Con l’entrata in vigore del DLgs. n. 626 del 1994 ci fu un’altra occasione di mappatura delle attività lavorative tenuto conto che ogni datore di lavoro aveva l’obbligo di comunicare l’avvenuta nomina del Responsabile del Servizio di Prevenzione Protezione. Anche in quell’occasione si è riempito un armadio e si è creato un accenno di Archivio informatico che serviva a dare un primo riscontro all’assolvimento dell’obbligo che non era possibile attraverso il Registro di protocollo del Servizio. Il mio pensionamento mise fine a quest’archivio. Gli unici rimasti in piedi sono quelli delle contravvenzioni e quindi dell’attività ispettiva che hanno prodotto provvedimenti sanzionatori, quello delle indagini comandate sugli infortuni avvenuti sul territorio e quello relativo alle indagini sulle sospette malattie professionali fine a se stesse.
Questo è quanto ha prodotto in una ASL della capitale la riforma sanitaria. Qualcuno si giustifica dicendo: E ti sembra poco con le forze a disposizione ? Quelli che invece ci lucrano sopra da professionisti o da personale ispettivo pensate che hanno interesse ad eliminare le storture che invece contribuiscono a mantenere vivo il malaffare e ad incrementare la propria ricchezza che sfugge anch’essa alle tasse ?
La tracciabilità delle operazioni economiche è un passaggio indispensabile ma bisogna portarla al limite delle pensioni di sopravvivenza se si vogliono rilevare i percorsi viziosi dell’evasione.
Ricorrere alla mappatura del territorio per avere la fotografia esatta delle particelle catastali che lo compongono e l’attribuzione certa dei titolari per riempire le caselle ancora vuote.
Le anagrafi dei residenti e dei loro cespiti di guadagno, lasciando da parte tutte quelle carte che ogni mese arrivano a chi consuma energia elettrica e gas metano, produce monnezza sotto il regime dell’ente che la ritira, dei consorzi che dovrebbero produrre servizi e invece creano disservizi e controversie per controlli approssimativi, ma prima di tutto rimettiamo in corso la legge sulla trasparenza all’interno degli uffici pubblici responsabilizzando i dipendenti a quali in virtù di una loro professionalità vengono affidati dei compiti da svolgere in quanto non è possibile essere sottoposti annualmente, da ben cinque anni, a controlli da parte dell’Agenzia delle entrate territoriale da tre impiegati diversi sempre per lo stesso motivo.

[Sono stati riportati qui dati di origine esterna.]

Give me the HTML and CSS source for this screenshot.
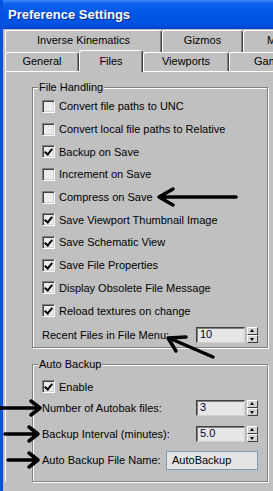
FILE: index.html
```html
<html>
<head>
    <title>Preference Settings</title>
<link rel="stylesheet" href="styles.css">
</head>
<body>
<div class="window">
    <div class="titlebar">Preference Settings</div>

    <div class="tabs">
        <div class="tabrow back">
            <span class="tab t-ik">Inverse Kinematics</span>
            <span class="tab t-gizmos">Gizmos</span>
            <span class="tab t-rest">M</span>
        </div>
        <div class="tabrow front">
            <span class="tab t-general">General</span>
            <span class="tab t-files selected">Files</span>
            <span class="tab t-viewports">Viewports</span>
            <span class="tab t-rest">Gam</span>
        </div>
    </div>

    <div class="panel">
        <div class="group file-handling">
            <span class="group-title">File Handling</span>
            <div class="checks">
                <div class="check"><span class="box"></span>Convert file paths to UNC</div>
                <div class="check"><span class="box"></span>Convert local file paths to Relative</div>
                <div class="check on"><span class="box"></span>Backup on Save</div>
                <div class="check"><span class="box"></span>Increment on Save</div>
                <div class="check"><span class="box"></span>Compress on Save</div>
                <div class="check on"><span class="box"></span>Save Viewport Thumbnail Image</div>
                <div class="check on"><span class="box"></span>Save Schematic View</div>
                <div class="check on"><span class="box"></span>Save File Properties</div>
                <div class="check on"><span class="box"></span>Display Obsolete File Message</div>
                <div class="check on"><span class="box"></span>Reload textures on change</div>
            </div>
            <div class="field">
                <span>Recent Files in File Menu:</span>
                <span class="spinner"><span class="spin-value">10</span><span class="spin-btns"><span class="up"></span><span class="down"></span></span></span>
            </div>
        </div>

        <div class="group auto-backup">
            <span class="group-title">Auto Backup</span>
            <div class="check on enable"><span class="box"></span>Enable</div>
            <div class="field">
                <span>Number of Autobak files:</span>
                <span class="spinner"><span class="spin-value">3</span><span class="spin-btns"><span class="up"></span><span class="down"></span></span></span>
            </div>
            <div class="field">
                <span>Backup Interval (minutes):</span>
                <span class="spinner"><span class="spin-value">5.0</span><span class="spin-btns"><span class="up"></span><span class="down"></span></span></span>
            </div>
            <div class="field">
                <span>Auto Backup File Name:</span>
                <span class="textbox">AutoBackup</span>
            </div>
        </div>
    </div>
</div>

<!-- annotation arrows drawn over the dialog -->
<svg class="arrows" width="273" height="491" viewBox="0 0 273 491">
    <g stroke="#000" stroke-width="3.5" fill="none" stroke-linecap="round" stroke-linejoin="round">
        <path d="M236 197 H160 M173 189 L159 197 L173 205"/>
        <path d="M213 357 L169 338 M186 337 L168 338 L176 351"/>
        <path d="M0 408 H39 M31 401 L40 408 L31 415"/>
        <path d="M5 434 H37 M29 427 L38 434 L29 441"/>
        <path d="M8 460 H37 M29 453 L38 460 L29 467"/>
    </g>
</svg>
</body>
</html>
```

FILE: styles.css
```css
body {
    margin: 0;
    background: #c0c0c0;
    font-family: "Liberation Sans", Arial, sans-serif;
    font-size: 11px;
    color: #000;
    overflow: hidden;
}
.window {
    height: 491px;
    border-left: 3px solid #0551e0;
    box-sizing: border-box;
}
.titlebar {
    height: 29px;
    line-height: 29px;
    padding-left: 5px;
    color: #fff;
    font-weight: bold;
    font-size: 13px;
    background: linear-gradient(to bottom, #3d8cf8 0%, #0d62ec 12%, #0056e6 45%, #0053e2 85%, #0041cf 100%);
    text-shadow: 1px 1px 0 #0a2a8a;
}
.tabs {
    padding: 1px 0 0 2px;
}
.tabrow {
    display: flex;
    white-space: nowrap;
    overflow: hidden;
}
.tab {
    flex: none;
    box-sizing: border-box;
    text-align: center;
    line-height: 13px;
    border: 1px solid;
    border-color: #fff #404040 transparent #fff;
    border-bottom: none;
    box-shadow: inset -1px 0 0 #808080;
    border-radius: 3px 3px 0 0;
    background: #c0c0c0;
}
.back .tab {
    height: 22px;
    padding-top: 3px;
}
.front {
    height: 19px;
    overflow: visible;
}
.front .tab {
    height: 19px;
    padding-top: 2px;
}
.t-ik { width: 157px; }
.t-gizmos { width: 81px; }
.t-general { width: 74px; }
.t-files { width: 64px; }
.t-viewports { width: 86px; }
.t-rest { flex: 1; text-align: left; padding-left: 23px; border-right: none; }
.front .t-rest { padding-left: 24px; }
.tab.selected {
    position: relative;
    z-index: 1;
    height: 22px;
    margin-top: -2px;
    padding-top: 4px;
}
.panel {
    margin-left: 2px;
    border-top: 1px solid #fff;
    border-left: 1px solid #fff;
    padding: 15px 0 0 26px;
}
.group {
    box-sizing: border-box;
    width: 236px;
    border: 1px solid #808080;
    box-shadow: inset 1px 1px 0 #fff, 1px 1px 0 #fff;
    padding: 0 9px 0 9px;
}
.file-handling {
    height: 261px;
}
.auto-backup {
    height: 118px;
    margin-top: 16px;
}
.group-title {
    display: inline-block;
    vertical-align: top;
    line-height: 13px;
    margin: -7px 0 0 -4px;
    padding: 0 1px;
    background: #c0c0c0;
}
.checks {
    margin-top: 1px;
}
.check {
    display: flex;
    align-items: center;
    height: 22.7px;
    white-space: nowrap;
}
.check.enable {
    height: 17px;
    margin-top: 7px;
}
.box {
    flex: none;
    box-sizing: border-box;
    width: 13px;
    height: 13px;
    margin-right: 4px;
    border: 1px solid;
    border-color: #808080 #fff #fff #808080;
    box-shadow: inset 1px 1px 0 #404040, inset -1px -1px 0 #d4d0c8;
    background: #ebebeb;
    position: relative;
}
.check.on .box::after {
    content: "";
    position: absolute;
    left: 2px;
    top: 0px;
    width: 3px;
    height: 6px;
    border: solid #000;
    border-width: 0 2px 2px 0;
    transform: translate(1px, 1px) rotate(40deg);
}
.field {
    display: flex;
    align-items: center;
    justify-content: space-between;
    height: 26px;
    white-space: nowrap;
}
.spinner {
    display: flex;
    align-items: center;
}
.spin-value {
    box-sizing: border-box;
    width: 49px;
    height: 16px;
    line-height: 13px;
    padding-left: 3px;
    border: 1px solid;
    border-color: #404040 #d4d0c8 #d4d0c8 #404040;
    box-shadow: inset 1px 1px 0 #808080;
    background: #e6e6e6;
    color: #00003a;
}
.spin-btns {
    display: flex;
    flex-direction: column;
    width: 11px;
    height: 16px;
    margin-left: 2px;
}
.spin-btns span {
    flex: 1;
    box-sizing: border-box;
    border: 1px solid;
    border-color: #fff #404040 #404040 #fff;
    background: #d4d4d4;
    position: relative;
}
.spin-btns span::after {
    content: "";
    position: absolute;
    left: 2px;
    border-left: 2.5px solid transparent;
    border-right: 2.5px solid transparent;
}
.spin-btns .up::after {
    top: 1px;
    border-bottom: 3px solid #000;
}
.spin-btns .down::after {
    top: 2px;
    border-top: 3px solid #000;
}
.textbox {
    box-sizing: border-box;
    width: 92px;
    height: 19px;
    line-height: 17px;
    padding-left: 5px;
    border: 1px solid #7f9db9;
    background: #e4e4e4;
}
.arrows {
    position: absolute;
    top: 0;
    left: 0;
    pointer-events: none;
}
```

Prima di parlare di lotta all’evasione bisognerebbe avere il coraggio di tassare tutte quelle attività che ancora sfuggono alla tassazione (vedi prostituzione, transazioni in forma privatistica, malaffare, ecc.). Lasciamo a chi ha voglia di farlo di continuare a lavorare togliendogli dal guadagno solamente una voce di tassazione (Iva) che è la più facile da verificare.
In ultimo potremmo fare un patto sociale per il presente, per il futuro e per il passato in modo da permettere agli evasori di tirar fuori la testa in attesa della messa punto da parte dello stato, anche sull’esempio dei nostri vicini, dei mezzi per poterli prendere al laccio, assicurando loro la sopravvivenza civile ove il dovuto dovesse superare quello di un vitalizio per consentigli di sopravvivere da uomo comune affidato ai servizi sociali.
A mio giudizio in Italia si deve far strada l’idea che la giustizia propugna che siamo tutti uguali di fronte alla legge con l’estromissione dai luoghi di potere di quelli che portano con se l’odore della colpevolezza.